Leave it to my father to make a plan to break down. My flight for Seattle leaves Tuesday at noon, so even if I end up on the side of the road tomorrow night driving to LA, we’ve got a plan. We’ll tow it in whatever city its in, and call in a rescue from any one of our friends that lives in LA. It could have been worse; I could have gotten more from my parent’s than their money problems and car curse in the form of my dad’s nose. He took that joke well. 

The past three not-real relationships I have accidentally ended up in I have successfully kept some great men far from my emotions. I blame it on being wild at heart, and speak the truth when I say it will take quite a guy to tie me down. However in reflection I think I may have passed up some opportunities for wonderful relationships by refusing to feel as tied down as I once did in a four-year relationship with a jealous guy. My friends say a guy will come along that is willing to break my barriers and fight me on it, but there’s a good chance I’ll be too stubborn and end up an old, rich doctor with fifty cats. I don’t like cats that much. 

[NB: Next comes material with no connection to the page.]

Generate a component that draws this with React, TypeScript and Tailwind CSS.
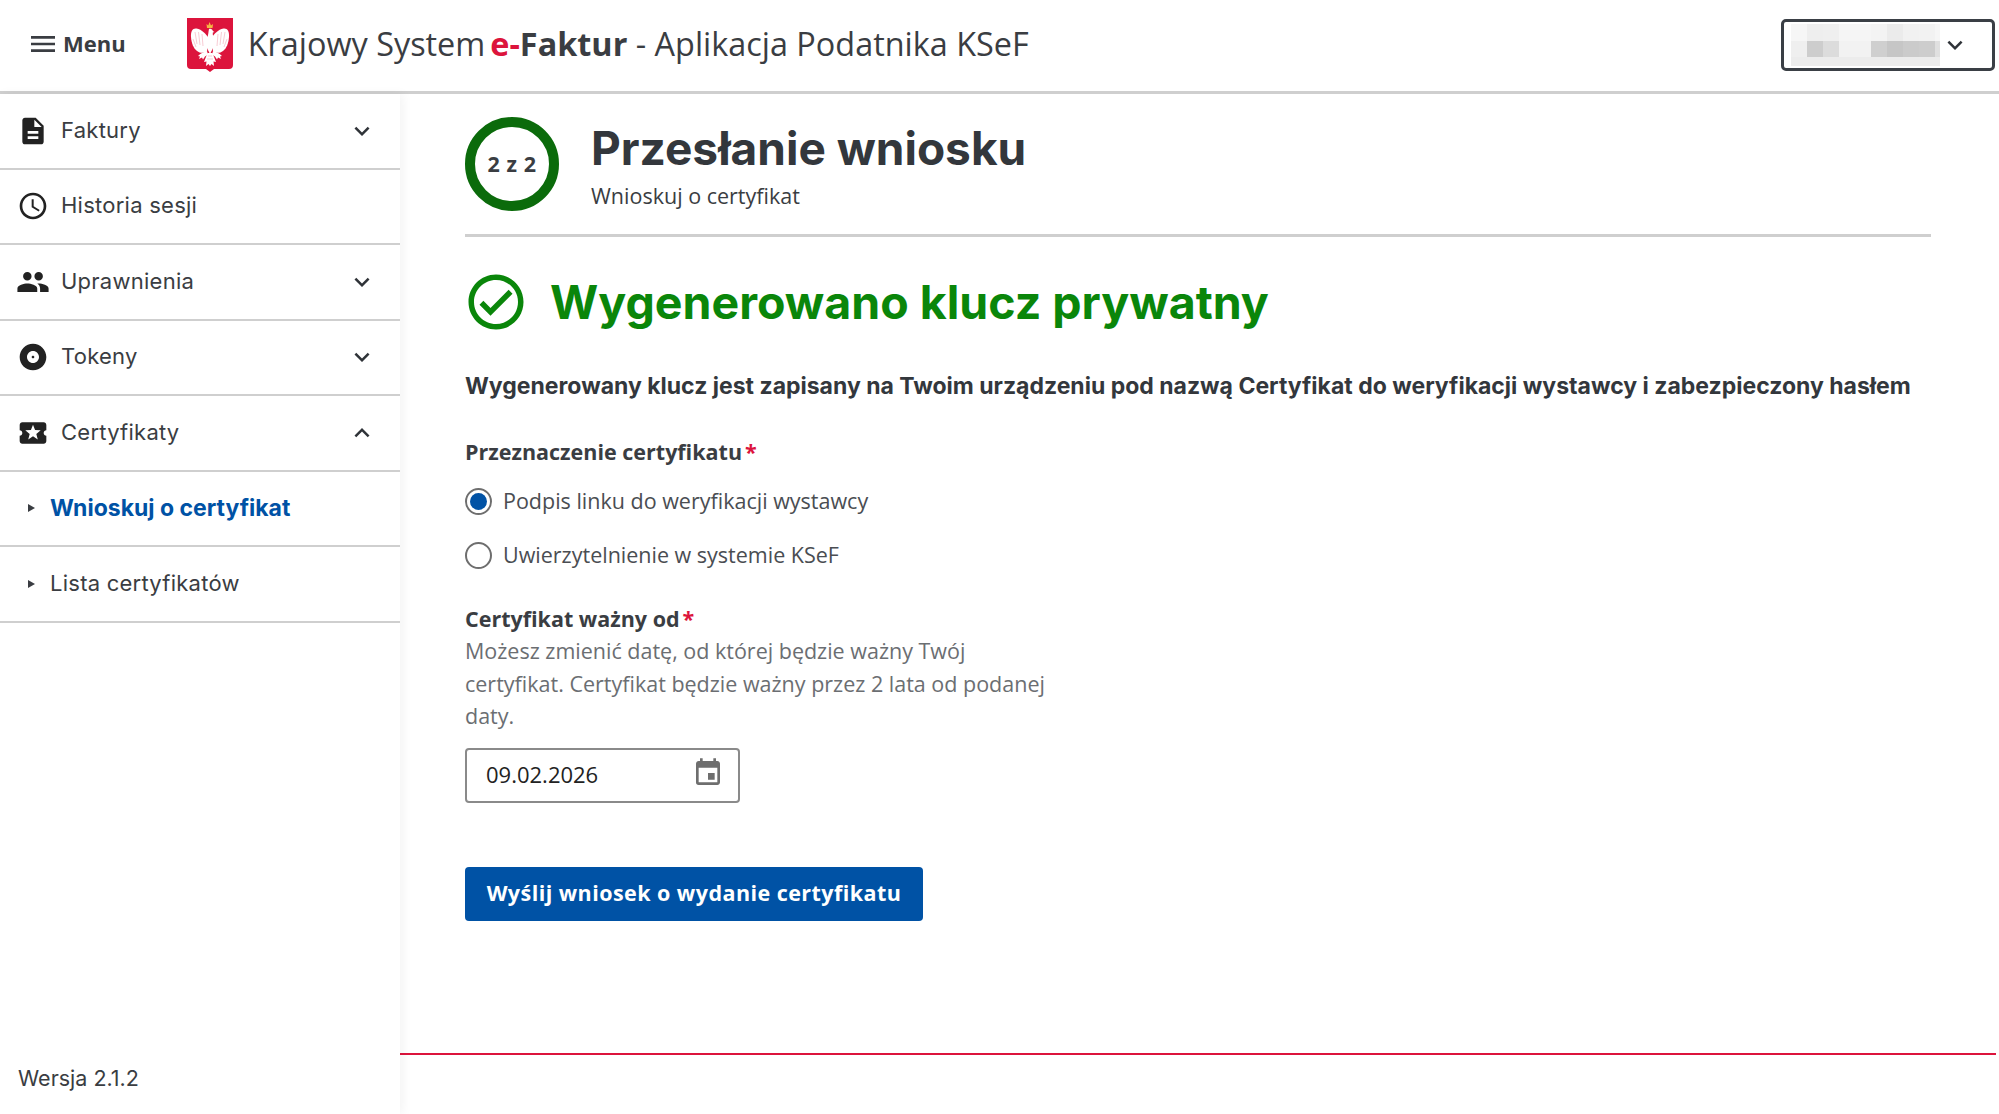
import {
  MdAccessTime,
  MdAlbum,
  MdDescription,
  MdEvent,
  MdExpandLess,
  MdExpandMore,
  MdLocalActivity,
  MdMenu,
  MdOutlineCheckCircle,
  MdPeople,
} from "react-icons/md";

const menuFont = "font-['Inter','Liberation_Sans',sans-serif]";

function EagleHalf() {
  return (
    <>
      <path d="M21.5 20C19 16 15 11.5 9.5 10.5 5.5 10 3.6 13.5 4 19c.5 6 2.2 11 6 14 3.200 2.400 6.500 2.400 10 .5Z" fill="#fff" />
      <path d="M8 14l2 12M11.500 14l1.500 13M15 16l1 12M6 21l3 8" stroke="#f3b6c2" strokeWidth="0.7" fill="none" />
      <path d="M20 33c-3 1-6 2-9 5l2 .5-1 2.500 3-1.500 1 2 2-3 3-2Z" fill="#fff" />
    </>
  );
}

function Emblem() {
  return (
    <svg viewBox="0 0 46 54" className="w-[46px] h-[54px] shrink-0">
      <path d="M0 0H46V47a4 4 0 0 1-4 4H27l-4 3-4-3H4a4 4 0 0 1-4-4Z" fill="#dc143c" />
      <path d="M20 10l-.5-4 1.800 1.500L22.500 4l1.500 3.500L26 6l-.5 4Z" fill="#f5b942" />
      <EagleHalf />
      <g transform="matrix(-1 0 0 1 46 0)">
        <EagleHalf />
      </g>
      <path d="M22 11c1.800-.8 3.600.2 3.800 2l1.700 1-1.700.5c-.2 1.500 0 3 .7 4.500 1 3 .8 8-.5 11L23 36l-3-6c-1-3-1-7.500.5-11 .8-2 .8-5 1.500-8Z" fill="#fff" />
      <path d="M20.500 35l-3.500 9 2.500-.5L19 48l2.500-2 1.500 2 1.500-2 2.500 2-.5-4.500 2.500.5-3.500-9Z" fill="#fff" />
      <path d="M21 38h4M20 41h6" stroke="#f3b6c2" strokeWidth="0.7" />
    </svg>
  );
}

function SideItem({
  icon,
  label,
  expanded,
  hasChildren,
}: {
  icon: React.ReactNode;
  label: string;
  expanded?: boolean;
  hasChildren?: boolean;
}) {
  return (
    <div className="h-[75.5px] border-b-2 border-[#cfcfcf] flex items-center pl-[12px] pr-[23px]">
      <div className="w-[42px] flex justify-center text-[#222]">{icon}</div>
      <span className="ml-[7px] -mt-[1px] text-[22px] tracking-[0.25px] text-[#3a3d42] flex-1">{label}</span>
      {hasChildren &&
        (expanded ? (
          <MdExpandLess className="text-[#2f3338]" size={30} />
        ) : (
          <MdExpandMore className="text-[#2f3338]" size={30} />
        ))}
    </div>
  );
}

function SubItem({ label, active }: { label: string; active?: boolean }) {
  return (
    <div className="h-[75.5px] border-b-2 border-[#cfcfcf] flex items-center pl-[28px]">
      <svg viewBox="0 0 7 8" className="w-[7px] h-[8px] fill-[#3a3d42]">
        <path d="M0 0 7 4 0 8Z" />
      </svg>
      <span
        className={`ml-[15px] -mt-[1px] ${active ? "text-[23px] font-bold text-[#0052a5]" : "text-[22px] tracking-[0.25px] text-[#3a3d42]"}`}
      >
        {label}
      </span>
    </div>
  );
}

function Radio({ label, checked }: { label: string; checked?: boolean }) {
  return (
    <div className="flex items-center h-[26px]">
      <div className="w-[27px] h-[27px] rounded-full border-2 border-[#6e6e6e] bg-white flex items-center justify-center">
        {checked && <div className="w-[17px] h-[17px] rounded-full bg-[#0052a5]" />}
      </div>
      <span className="ml-[11px] text-[21.5px] text-[#4a4d52]">{label}</span>
    </div>
  );
}

function Required() {
  return <span className="text-[#dc143c] ml-[3px]">*</span>;
}

// pixelated placeholder for the hidden account name
function BlurredName() {
  const top = ["#f6f6f6", "#eeeeee", "#efefef", "#f5f5f5", "#f5f5f5", "#f3f3f3", "#ebebeb", "#f1f1f1", "#f2f2f2", "#f6f6f6"];
  const middle = ["#efefef", "#cdcdcd", "#dcdcdc", "#f2f2f2", "#f2f2f2", "#cfcfcf", "#c6c6c6", "#cbcbcb", "#cdcdcd", "#e0e0e0"];
  return (
    <div className="w-[149px] flex flex-col">
      <div className="flex h-[17px]">
        {top.map((color, i) => (
          <div key={i} className={i === 9 ? "w-[5px]" : "w-[16px]"} style={{ backgroundColor: color }} />
        ))}
      </div>
      <div className="flex h-[16px]">
        {middle.map((color, i) => (
          <div key={i} className={i === 9 ? "w-[5px]" : "w-[16px]"} style={{ backgroundColor: color }} />
        ))}
      </div>
      <div className="h-[9px] bg-[#ececec]" />
    </div>
  );
}

export default function App() {
  return (
    <div className="h-[1114px] overflow-hidden bg-white flex flex-col font-['Open_Sans',sans-serif] text-[#3a3d42]">
      <header className="h-[94px] shrink-0 border-b-[3px] border-[#cfcfcf] flex items-center pl-[27px] pr-[4px] pb-[2px]">
        <MdMenu size={32} className="text-[#3a3d42] -mt-[1px]" />
        <span className="ml-[4px] -mt-[2px] text-[22px] font-bold">Menu</span>
        <div className="ml-[61px] flex items-center">
          <Emblem />
        </div>
        <div className="ml-[15px] -mt-[2px] text-[32.4px] whitespace-nowrap">
          Krajowy System
          <span className="font-bold ml-[5px]">
            <span className="text-[#dc143c]">e-</span>Faktur
          </span>{" "}
          - Aplikacja Podatnika KSeF
        </div>
        <div className="ml-auto w-[214px] h-[52px] border-[3px] border-[#3a3f45] rounded-[5px] flex items-center pl-[7px] pr-[22px] justify-between">
          <BlurredName />
          <MdExpandMore size={30} className="text-[#2f3338]" />
        </div>
      </header>

      <div className="flex-1 flex min-h-0">
        <aside className={`w-[400px] shrink-0 relative z-10 bg-white shadow-[3px_0_10px_rgba(0,0,0,0.05)] flex flex-col ${menuFont}`}>
          <SideItem icon={<MdDescription size={32} />} label="Faktury" hasChildren />
          <SideItem icon={<MdAccessTime size={32} />} label="Historia sesji" />
          <SideItem icon={<MdPeople size={34} />} label="Uprawnienia" hasChildren />
          <SideItem icon={<MdAlbum size={32} />} label="Tokeny" hasChildren />
          <SideItem icon={<MdLocalActivity size={32} />} label="Certyfikaty" hasChildren expanded />
          <SubItem label="Wnioskuj o certyfikat" active />
          <SubItem label="Lista certyfikatów" />
          <div className="mt-auto pl-[18px] pb-[20px] text-[21.5px] text-[#3a3d42]">Wersja 2.1.2</div>
        </aside>

        <main className="flex-1 flex flex-col min-w-0">
          <div className="flex-1 pl-[65px] pr-[68px] pt-[23px]">
            <div className="flex items-center gap-[32px] pb-[23px] border-b-[3px] border-[#cfcfcf]">
              <div className="w-[94px] h-[94px] rounded-full border-[10px] border-[#0b6b0b] flex items-center justify-center text-[21.5px] font-bold tracking-[0.6px]">
                2 z 2
              </div>
              <div className="flex flex-col pt-[3px]">
                <h1 className={`text-[46px] leading-[56px] font-bold text-[#33373c] ${menuFont}`}>Przesłanie wniosku</h1>
                <p className="text-[21.5px] leading-[30px] mt-[5px]">Wnioskuj o certyfikat</p>
              </div>
            </div>

            <div className="mt-[32px] flex items-center">
              <MdOutlineCheckCircle size={66} className="text-[#0a860a] -ml-[2px]" />
              <h2 className={`ml-[21px] text-[46.5px] leading-[56px] font-bold text-[#0a860a] ${menuFont}`}>Wygenerowano klucz prywatny</h2>
            </div>

            <p className={`mt-[35px] text-[23px] leading-[32px] font-bold text-[#33373c] whitespace-nowrap ${menuFont}`}>
              Wygenerowany klucz jest zapisany na Twoim urządzeniu pod nazwą Certyfikat do weryfikacji wystawcy i zabezpieczony hasłem
            </p>

            <div className="mt-[34px] text-[21.5px] leading-[32px] font-bold">
              Przeznaczenie certyfikatu
              <Required />
            </div>
            <div className="mt-[20px] flex flex-col gap-[28px]">
              <Radio label="Podpis linku do weryfikacji wystawcy" checked />
              <Radio label="Uwierzytelnienie w systemie KSeF" />
            </div>

            <div className="mt-[35px] text-[21.5px] leading-[32px] font-bold">
              Certyfikat ważny od
              <Required />
            </div>
            <p className="w-[590px] text-[21.5px] leading-[32.5px] text-[#6b6e72]">
              Możesz zmienić datę, od której będzie ważny Twój certyfikat. Certyfikat będzie ważny przez 2 lata od podanej daty.
            </p>

            <div className="mt-[15px] w-[275px] h-[55px] border-2 border-[#8a8a8a] rounded-[4px] flex items-center justify-between pl-[19px] pr-[14px]">
              <span className="text-[22px] -mt-[1px] text-[#222]">09.02.2026</span>
              <MdEvent size={32} className="text-[#6e6e6e] -mt-[5px]" />
            </div>

            <button className="mt-[64px] h-[54px] w-[458px] rounded-[4px] bg-[#0052a5] text-white text-[21.5px] font-bold tracking-[0.45px]">
              Wyślij wniosek o wydanie certyfikatu
            </button>
          </div>
          <footer className="h-[61px] shrink-0 mr-[3px] border-t-2 border-[#dc143c]" />
        </main>
      </div>
    </div>
  );
}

Somewhere in this mess of misfortune there must be a silver lining. Will I come out of the hardest semester of my undergraduate degree a harder working, stronger person or a beaten down disgrace of a student? Will my weekly mistakes teach me a lesson at some point or will I continue to just shake my head at myself as I fumble around life? 

Morning light will come, and each trial will pass. If I make it out alive (or sane, that is) I’m sure I’ll be stronger in some way. Even if today is a grind, tomorrow will be different. All the bad luck I’m storing up hopefully means some good luck is on its way.  Keep your chin up; the rain will stop eventually. Unless of course you’re catching a flight to Seattle the day after tomorrow. Thank God for chocolate.